Our modest garden (lowest maintenance ever!)
If there’s one thing that the members of my family cannot get right, it’s keeping a green thing alive. I mean it – even the time we kept a bamboo house plant. Because it didn’t require the regular tending of watering, we forgot about it and one day when I passed by the plant that had become like familiar furniture in the room, a grimy mineral layer stained the ceramic container and the leaves were browned, crisp, lifeless.
Or the time that we thought it’d be a good idea to bring some life to our Eden-sized backyard (ironic, no?). My dad purchased a Katsura tree from Angelo’s Garden Centre to enthusiastically dig a deep hole, making room for this new hopeful addition. We even rented a large hunk of landscaping machinery to really get into the ground, and it took us the whole afternoon to firmly plant it in our shaky history of horticultural intentions. The plant grew on us too. That night over dinner, my sister decided to name it Elsura – El like L for Lam, combined with the obvious native name. So it was final: we had adopted a new addition into our brown-thumb family, as my father jokes about.
But every passing spring, we will peer out over the kitchen window and wonder why Elsura is lagging so far behind in growth compared to the neighbours’ robust trees, leafy and green. Green with envy was not quite the way to describe it – there was never rivalry or competition with the other manicured lawns in our area (maybe because we knew our place). But we wondered why her leaves came out later and later each year, fell off so soon, and her trunk kept a skinny waist.
So with this history, my sister and I decided last weekend to plant herbs. Actually, there was one summer when I was able to successfully grow a healthy bush of peppermint, basil, rosemary and thyme. That was during my vegetarian phase, when I believed in the organic goodness of things home-grown and unprocessed. The sun shines ferociously in our backyard, and apparently all that heat in the ground makes for good growing. The only difference this time is that my sister and I were motivated to plant herbs for cooking. Laura Calder won’t be the only one with fresh herbs to snip off in her kitchen.
With a smearing of sunscreen, we went outside and found large shovels in the garage and a very rusty wheelbarrow leaning against the house. “Where did we get this from?” my sister asked, holding up a pink set of gardening tools, complete with a Styrofoam kneeling pad. “No idea – maybe a freebee from a conference?” I replied.

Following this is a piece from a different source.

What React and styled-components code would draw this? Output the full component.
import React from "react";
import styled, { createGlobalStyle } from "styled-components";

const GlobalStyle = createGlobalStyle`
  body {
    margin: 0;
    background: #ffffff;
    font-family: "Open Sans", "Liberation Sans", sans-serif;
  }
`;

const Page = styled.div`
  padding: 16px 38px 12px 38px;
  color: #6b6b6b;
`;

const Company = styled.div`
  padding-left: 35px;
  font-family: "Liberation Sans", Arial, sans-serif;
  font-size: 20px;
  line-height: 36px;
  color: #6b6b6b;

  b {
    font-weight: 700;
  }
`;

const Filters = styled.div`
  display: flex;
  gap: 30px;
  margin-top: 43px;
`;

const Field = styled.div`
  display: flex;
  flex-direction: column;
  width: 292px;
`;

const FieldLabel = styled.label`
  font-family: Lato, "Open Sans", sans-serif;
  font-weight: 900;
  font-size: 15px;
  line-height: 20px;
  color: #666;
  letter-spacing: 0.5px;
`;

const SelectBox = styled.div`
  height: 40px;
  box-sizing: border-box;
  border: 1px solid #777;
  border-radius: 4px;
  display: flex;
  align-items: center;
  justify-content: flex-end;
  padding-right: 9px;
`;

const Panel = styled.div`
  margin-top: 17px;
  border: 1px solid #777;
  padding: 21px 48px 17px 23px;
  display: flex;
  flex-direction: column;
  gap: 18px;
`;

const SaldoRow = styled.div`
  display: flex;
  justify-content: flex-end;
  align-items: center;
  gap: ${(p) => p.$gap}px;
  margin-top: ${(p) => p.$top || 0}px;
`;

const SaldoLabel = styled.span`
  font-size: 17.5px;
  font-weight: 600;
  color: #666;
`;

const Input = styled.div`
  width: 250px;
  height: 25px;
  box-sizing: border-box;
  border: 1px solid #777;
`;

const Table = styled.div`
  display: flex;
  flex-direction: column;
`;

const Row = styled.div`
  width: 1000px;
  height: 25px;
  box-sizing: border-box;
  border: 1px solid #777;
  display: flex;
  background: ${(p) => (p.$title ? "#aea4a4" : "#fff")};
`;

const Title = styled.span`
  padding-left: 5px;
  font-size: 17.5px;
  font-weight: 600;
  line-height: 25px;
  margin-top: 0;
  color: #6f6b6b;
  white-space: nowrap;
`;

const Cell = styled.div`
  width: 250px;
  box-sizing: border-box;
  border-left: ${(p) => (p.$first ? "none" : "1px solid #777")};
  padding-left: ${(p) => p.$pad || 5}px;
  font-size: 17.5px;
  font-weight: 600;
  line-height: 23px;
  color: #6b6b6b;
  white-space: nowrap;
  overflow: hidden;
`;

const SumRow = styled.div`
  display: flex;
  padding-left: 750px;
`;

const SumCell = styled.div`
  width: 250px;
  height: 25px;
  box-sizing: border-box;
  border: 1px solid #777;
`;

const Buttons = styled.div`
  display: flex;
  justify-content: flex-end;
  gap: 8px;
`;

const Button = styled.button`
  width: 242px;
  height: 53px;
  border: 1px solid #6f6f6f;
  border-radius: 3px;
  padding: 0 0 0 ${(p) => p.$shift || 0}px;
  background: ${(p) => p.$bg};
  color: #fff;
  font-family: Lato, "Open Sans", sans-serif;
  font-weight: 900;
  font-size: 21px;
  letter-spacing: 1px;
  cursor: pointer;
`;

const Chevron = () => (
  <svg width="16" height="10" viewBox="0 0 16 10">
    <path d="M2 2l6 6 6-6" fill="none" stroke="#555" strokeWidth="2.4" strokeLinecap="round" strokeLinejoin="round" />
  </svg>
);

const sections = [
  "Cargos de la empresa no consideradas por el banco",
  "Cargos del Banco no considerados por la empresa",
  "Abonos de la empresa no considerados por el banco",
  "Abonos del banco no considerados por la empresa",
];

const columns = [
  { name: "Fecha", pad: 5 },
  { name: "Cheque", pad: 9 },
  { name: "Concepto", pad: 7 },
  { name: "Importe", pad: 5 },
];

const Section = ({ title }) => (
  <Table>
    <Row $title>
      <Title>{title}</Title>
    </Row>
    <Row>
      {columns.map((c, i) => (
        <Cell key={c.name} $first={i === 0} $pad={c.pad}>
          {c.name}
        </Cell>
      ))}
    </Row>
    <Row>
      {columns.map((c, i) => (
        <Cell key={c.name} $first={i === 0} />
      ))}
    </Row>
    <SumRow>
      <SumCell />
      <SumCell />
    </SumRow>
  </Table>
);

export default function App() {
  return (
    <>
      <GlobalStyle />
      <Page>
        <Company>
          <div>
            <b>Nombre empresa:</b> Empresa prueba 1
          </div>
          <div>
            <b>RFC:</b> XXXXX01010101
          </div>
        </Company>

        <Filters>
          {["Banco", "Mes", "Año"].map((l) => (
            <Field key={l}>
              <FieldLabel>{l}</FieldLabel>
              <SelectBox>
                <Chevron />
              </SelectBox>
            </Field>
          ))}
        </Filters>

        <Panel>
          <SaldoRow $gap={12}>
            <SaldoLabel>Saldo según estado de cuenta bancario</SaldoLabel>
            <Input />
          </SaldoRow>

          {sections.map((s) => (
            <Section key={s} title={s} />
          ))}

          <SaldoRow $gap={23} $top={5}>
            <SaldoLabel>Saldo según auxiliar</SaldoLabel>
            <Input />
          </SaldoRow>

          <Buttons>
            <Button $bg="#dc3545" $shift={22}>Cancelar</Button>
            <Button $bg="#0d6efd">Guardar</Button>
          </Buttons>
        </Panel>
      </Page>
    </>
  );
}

I was surprised that the whole operation took a little under an hour. Later when we were sitting around the kitchen, I flipped through a book that my uncle had given to us when he was cleaning out his house. The Time-Life Encyclopedia of Gardening: Vegetables and Fruits. Title sounds fail-proof to me! Last I remember of my uncle was that he actually used the stuff from his two composts, so the book must be reliable, I deduced. Still filled with optimism for our young garden, reading this paragraph from The Time-Life Encyclopedia of Gardening made me feel even better about the longevity of our herbs:
Do not water unless the plants wilt noticeably during the hot part of the day. [Good, so if I miss a day it won’t result in death] Neither is fertilizer necessary very often; far from needing rich loam, herbs usually grow most vigourously and develop their best flavour in thin infertile soil [Something from nothing – I like it!] The only care most of them need is weeding. Diseases rarely trouble them, and their scent seems to repel insect pests.
I almost forgot to tell you what we planted. We went with what we like to cook with: sweet basil, flat-leaf parsley, sage, and zucchini. It really is modest, huh? But it’s another start. And that we’re willing to do.